Stated problem | Only a number is wanted: the count of lines in this listing that contain "screenshot".

Items |

>> Start

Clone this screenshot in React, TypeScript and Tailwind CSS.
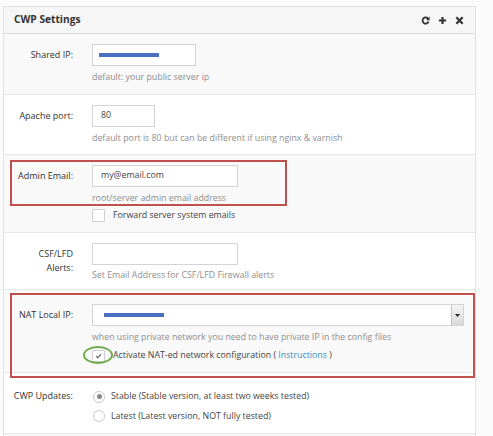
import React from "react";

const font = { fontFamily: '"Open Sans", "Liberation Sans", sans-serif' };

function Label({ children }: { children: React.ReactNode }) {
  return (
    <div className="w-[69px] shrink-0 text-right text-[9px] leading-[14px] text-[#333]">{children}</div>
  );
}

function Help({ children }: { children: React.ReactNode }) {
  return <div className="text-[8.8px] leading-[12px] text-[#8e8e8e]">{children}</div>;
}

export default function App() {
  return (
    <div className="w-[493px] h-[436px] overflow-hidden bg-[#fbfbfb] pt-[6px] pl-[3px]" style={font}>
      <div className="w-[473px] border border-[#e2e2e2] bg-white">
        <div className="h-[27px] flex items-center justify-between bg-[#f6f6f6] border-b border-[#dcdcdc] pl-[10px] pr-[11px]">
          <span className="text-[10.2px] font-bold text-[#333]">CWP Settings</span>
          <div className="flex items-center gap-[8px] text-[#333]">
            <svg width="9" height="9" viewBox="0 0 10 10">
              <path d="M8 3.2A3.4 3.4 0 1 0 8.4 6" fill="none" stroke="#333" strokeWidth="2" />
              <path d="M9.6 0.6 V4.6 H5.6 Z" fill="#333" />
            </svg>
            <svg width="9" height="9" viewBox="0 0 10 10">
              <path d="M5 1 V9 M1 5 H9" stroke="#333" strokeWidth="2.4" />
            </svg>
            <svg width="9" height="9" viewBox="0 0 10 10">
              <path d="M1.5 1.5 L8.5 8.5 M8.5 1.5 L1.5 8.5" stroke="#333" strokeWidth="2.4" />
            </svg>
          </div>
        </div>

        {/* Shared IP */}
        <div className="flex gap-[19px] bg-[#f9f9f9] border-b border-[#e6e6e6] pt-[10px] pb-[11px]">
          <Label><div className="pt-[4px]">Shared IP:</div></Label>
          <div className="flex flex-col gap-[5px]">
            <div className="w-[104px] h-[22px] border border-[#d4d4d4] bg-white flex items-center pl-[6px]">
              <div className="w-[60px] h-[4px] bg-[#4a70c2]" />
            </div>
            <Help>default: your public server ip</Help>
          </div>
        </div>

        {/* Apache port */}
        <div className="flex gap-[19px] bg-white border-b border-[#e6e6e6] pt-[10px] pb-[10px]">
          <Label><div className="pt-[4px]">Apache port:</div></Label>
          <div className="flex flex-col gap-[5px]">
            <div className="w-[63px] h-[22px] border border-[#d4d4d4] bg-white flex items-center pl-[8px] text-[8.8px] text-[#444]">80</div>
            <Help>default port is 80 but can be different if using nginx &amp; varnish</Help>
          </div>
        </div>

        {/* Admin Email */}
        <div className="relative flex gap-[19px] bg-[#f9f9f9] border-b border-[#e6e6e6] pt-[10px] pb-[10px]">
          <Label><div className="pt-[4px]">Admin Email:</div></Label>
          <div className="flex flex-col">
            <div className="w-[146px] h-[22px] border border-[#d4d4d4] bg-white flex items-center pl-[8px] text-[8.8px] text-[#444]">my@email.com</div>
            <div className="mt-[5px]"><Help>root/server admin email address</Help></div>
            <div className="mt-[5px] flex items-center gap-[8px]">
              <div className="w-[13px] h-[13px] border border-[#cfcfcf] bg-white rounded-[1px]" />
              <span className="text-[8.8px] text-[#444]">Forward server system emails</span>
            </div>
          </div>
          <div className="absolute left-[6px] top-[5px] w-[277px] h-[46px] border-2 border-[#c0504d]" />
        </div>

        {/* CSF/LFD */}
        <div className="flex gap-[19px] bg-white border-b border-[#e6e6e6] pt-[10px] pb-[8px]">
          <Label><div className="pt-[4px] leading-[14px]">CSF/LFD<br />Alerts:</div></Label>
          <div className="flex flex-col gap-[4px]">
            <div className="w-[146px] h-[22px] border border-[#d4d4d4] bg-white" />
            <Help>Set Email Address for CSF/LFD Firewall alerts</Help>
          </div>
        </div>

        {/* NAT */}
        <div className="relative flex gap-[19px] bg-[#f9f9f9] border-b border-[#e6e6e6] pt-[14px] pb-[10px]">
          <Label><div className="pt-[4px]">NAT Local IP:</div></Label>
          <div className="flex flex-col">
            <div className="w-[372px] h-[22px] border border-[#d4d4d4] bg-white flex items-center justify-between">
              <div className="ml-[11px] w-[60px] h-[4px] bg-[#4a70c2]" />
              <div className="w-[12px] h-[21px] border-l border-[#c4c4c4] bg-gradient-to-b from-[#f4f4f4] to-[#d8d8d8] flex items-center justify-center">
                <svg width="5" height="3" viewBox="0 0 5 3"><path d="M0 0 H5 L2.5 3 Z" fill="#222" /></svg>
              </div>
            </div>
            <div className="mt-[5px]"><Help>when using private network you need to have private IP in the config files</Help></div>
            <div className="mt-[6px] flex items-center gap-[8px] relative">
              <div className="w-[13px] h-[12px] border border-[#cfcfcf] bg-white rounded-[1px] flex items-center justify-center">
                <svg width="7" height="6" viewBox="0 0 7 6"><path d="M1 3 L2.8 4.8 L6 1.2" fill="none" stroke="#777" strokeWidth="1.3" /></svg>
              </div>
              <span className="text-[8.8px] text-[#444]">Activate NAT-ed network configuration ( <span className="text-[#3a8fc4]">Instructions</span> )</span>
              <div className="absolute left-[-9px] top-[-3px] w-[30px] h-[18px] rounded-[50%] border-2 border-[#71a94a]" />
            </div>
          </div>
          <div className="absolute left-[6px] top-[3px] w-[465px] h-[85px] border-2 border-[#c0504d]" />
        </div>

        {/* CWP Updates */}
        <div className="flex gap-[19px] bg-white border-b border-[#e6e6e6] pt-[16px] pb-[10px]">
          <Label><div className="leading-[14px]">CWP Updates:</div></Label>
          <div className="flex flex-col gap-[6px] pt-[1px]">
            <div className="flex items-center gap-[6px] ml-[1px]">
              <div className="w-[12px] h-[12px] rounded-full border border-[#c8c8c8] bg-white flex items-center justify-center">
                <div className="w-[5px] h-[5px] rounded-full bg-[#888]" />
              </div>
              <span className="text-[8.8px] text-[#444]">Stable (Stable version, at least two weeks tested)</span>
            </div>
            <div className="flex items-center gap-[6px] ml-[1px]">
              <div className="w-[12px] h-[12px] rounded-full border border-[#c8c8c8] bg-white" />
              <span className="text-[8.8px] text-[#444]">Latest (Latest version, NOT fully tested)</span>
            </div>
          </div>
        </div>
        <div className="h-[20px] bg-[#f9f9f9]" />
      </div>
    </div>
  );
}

>> End
>> Start

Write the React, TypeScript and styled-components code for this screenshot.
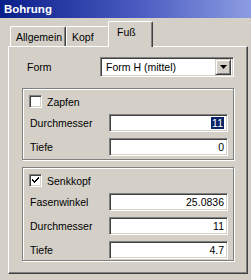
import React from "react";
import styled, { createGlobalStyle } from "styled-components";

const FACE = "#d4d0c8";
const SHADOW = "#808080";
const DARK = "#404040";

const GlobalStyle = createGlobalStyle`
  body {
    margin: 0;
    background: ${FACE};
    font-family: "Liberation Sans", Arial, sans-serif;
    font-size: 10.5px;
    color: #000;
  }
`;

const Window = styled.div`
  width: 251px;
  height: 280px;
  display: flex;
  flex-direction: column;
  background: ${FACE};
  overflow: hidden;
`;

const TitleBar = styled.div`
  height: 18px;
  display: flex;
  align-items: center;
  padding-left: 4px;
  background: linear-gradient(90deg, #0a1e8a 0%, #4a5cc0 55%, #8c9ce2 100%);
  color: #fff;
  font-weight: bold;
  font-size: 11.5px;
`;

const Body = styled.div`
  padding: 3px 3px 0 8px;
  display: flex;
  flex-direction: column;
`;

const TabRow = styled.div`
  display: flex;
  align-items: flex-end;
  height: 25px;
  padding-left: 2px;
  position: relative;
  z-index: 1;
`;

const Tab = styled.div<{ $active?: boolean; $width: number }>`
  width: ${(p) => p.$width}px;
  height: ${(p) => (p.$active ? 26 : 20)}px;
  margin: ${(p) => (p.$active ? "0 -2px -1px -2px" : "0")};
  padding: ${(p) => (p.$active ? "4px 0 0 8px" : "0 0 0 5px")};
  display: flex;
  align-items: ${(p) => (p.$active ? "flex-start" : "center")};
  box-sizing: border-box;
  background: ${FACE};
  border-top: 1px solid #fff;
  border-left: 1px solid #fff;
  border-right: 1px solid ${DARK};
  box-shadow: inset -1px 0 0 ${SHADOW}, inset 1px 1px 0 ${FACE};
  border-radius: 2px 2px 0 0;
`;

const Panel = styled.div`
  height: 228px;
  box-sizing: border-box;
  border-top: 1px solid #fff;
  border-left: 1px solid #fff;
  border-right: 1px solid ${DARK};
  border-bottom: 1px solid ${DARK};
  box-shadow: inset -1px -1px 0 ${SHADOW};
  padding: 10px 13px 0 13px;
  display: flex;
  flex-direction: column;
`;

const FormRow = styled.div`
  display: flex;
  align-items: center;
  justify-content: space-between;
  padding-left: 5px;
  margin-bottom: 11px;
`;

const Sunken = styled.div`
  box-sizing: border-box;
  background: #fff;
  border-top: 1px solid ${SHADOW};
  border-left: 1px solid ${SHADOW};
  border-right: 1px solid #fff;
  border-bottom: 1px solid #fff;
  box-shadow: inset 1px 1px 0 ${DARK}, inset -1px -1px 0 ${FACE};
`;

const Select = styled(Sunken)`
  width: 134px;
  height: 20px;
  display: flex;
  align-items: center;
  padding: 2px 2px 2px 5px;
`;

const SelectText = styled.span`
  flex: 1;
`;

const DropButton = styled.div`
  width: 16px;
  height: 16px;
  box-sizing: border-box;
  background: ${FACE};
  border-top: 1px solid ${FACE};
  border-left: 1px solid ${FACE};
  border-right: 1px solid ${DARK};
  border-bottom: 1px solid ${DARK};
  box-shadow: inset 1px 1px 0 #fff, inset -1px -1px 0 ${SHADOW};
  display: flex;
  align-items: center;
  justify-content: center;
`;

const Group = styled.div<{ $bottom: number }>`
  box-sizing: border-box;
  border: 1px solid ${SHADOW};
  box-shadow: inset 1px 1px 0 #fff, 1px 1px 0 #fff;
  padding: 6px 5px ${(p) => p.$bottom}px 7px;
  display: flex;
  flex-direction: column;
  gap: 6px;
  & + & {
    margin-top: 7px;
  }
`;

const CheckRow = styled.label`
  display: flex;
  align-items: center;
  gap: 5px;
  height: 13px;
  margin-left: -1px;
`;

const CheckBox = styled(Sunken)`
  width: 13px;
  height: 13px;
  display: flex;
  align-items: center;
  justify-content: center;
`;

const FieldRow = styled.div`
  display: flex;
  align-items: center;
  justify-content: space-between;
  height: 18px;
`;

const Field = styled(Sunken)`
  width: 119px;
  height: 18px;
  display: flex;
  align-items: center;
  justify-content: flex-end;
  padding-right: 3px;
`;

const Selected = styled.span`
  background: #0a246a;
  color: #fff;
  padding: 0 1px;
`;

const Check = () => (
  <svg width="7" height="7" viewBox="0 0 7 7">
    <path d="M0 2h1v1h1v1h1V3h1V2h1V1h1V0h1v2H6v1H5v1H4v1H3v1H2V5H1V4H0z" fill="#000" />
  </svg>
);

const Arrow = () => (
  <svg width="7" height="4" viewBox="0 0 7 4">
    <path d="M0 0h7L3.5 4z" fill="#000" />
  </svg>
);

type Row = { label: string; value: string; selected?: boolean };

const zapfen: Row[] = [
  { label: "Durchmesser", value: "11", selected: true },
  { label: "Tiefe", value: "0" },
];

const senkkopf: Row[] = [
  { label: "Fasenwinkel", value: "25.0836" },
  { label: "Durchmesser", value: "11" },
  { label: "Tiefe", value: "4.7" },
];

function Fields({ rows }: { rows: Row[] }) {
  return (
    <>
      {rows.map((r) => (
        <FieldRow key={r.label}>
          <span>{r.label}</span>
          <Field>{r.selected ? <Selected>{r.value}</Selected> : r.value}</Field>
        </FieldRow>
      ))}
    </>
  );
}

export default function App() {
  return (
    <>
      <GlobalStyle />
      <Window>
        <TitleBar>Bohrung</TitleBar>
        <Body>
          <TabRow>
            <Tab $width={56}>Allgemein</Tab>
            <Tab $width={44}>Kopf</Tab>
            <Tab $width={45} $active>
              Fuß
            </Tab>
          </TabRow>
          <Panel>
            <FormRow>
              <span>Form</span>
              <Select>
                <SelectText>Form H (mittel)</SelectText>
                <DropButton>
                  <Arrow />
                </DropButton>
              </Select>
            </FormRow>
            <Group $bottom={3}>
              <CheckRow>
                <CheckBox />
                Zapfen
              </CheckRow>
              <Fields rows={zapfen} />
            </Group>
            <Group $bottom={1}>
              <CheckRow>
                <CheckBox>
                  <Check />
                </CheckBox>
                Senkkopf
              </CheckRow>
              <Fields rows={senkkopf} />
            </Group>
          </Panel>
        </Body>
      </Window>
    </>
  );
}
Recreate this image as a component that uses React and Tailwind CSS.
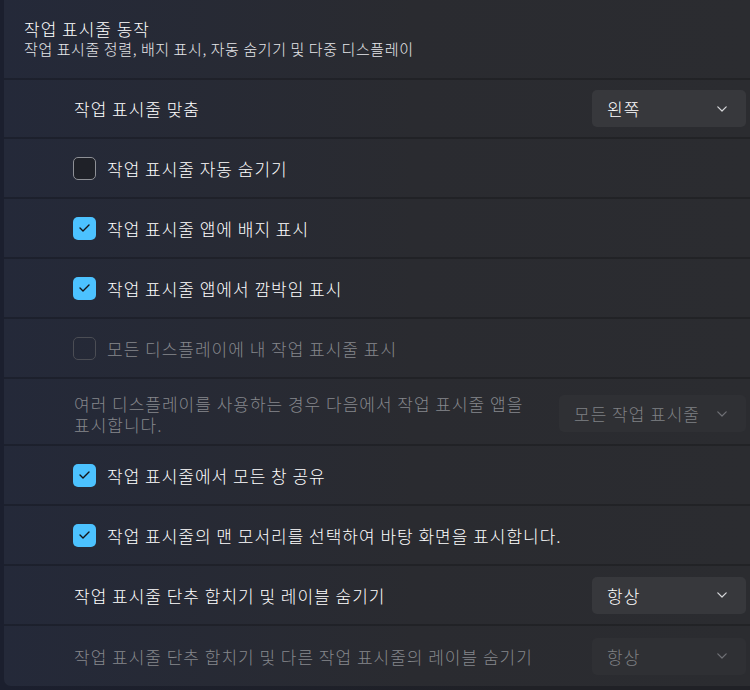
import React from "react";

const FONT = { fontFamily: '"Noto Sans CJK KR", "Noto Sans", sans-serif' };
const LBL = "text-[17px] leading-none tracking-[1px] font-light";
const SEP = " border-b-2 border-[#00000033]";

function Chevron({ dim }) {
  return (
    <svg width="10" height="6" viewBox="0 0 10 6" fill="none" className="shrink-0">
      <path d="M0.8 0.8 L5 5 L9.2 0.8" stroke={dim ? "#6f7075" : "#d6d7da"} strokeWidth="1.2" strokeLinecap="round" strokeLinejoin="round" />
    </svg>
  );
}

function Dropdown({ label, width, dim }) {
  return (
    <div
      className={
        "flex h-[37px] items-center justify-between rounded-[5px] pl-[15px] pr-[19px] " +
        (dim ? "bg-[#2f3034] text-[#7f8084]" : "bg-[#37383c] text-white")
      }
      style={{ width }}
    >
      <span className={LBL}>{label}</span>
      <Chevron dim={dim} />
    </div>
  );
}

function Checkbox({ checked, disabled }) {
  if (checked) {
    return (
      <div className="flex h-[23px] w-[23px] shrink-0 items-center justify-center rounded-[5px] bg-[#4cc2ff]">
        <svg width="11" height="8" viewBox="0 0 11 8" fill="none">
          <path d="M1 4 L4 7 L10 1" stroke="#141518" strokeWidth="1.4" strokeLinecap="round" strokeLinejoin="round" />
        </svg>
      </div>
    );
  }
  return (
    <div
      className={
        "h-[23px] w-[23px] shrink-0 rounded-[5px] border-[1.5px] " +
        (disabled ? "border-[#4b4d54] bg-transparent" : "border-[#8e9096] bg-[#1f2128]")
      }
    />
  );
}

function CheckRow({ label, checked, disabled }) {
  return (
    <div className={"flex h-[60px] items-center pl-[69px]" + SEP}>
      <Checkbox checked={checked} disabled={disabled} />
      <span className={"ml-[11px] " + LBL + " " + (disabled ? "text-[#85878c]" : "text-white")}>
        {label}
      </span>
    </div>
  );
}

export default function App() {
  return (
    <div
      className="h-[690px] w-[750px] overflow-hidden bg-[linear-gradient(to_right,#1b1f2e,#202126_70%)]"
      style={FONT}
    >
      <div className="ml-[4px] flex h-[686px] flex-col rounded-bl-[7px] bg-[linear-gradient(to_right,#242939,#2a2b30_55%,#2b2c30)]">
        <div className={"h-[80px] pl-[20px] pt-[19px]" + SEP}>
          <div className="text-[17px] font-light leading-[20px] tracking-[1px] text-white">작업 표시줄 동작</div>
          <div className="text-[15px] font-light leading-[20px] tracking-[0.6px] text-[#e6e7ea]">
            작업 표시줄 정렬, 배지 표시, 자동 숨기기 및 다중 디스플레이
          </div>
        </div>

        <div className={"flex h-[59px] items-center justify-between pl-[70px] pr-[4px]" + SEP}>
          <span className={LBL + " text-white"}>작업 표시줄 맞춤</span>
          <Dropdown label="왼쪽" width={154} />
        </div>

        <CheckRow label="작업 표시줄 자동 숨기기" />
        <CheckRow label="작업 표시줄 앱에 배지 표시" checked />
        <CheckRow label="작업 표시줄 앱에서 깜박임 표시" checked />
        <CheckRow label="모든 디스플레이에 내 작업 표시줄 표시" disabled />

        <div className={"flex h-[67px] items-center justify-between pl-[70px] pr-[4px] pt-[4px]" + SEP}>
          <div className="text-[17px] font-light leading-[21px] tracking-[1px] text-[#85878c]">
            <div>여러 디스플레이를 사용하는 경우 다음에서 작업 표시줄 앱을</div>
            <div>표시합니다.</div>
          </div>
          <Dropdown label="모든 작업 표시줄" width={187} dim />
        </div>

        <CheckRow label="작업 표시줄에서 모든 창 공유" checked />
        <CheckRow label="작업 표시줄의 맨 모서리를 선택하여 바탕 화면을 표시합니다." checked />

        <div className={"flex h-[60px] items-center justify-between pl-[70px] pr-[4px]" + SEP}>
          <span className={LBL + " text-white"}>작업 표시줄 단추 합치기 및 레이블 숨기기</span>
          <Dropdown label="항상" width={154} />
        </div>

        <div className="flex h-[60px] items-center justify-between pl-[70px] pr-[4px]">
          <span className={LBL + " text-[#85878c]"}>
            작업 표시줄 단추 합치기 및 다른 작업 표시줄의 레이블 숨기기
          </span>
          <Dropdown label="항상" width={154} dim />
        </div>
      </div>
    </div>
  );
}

>> End

The solution | 2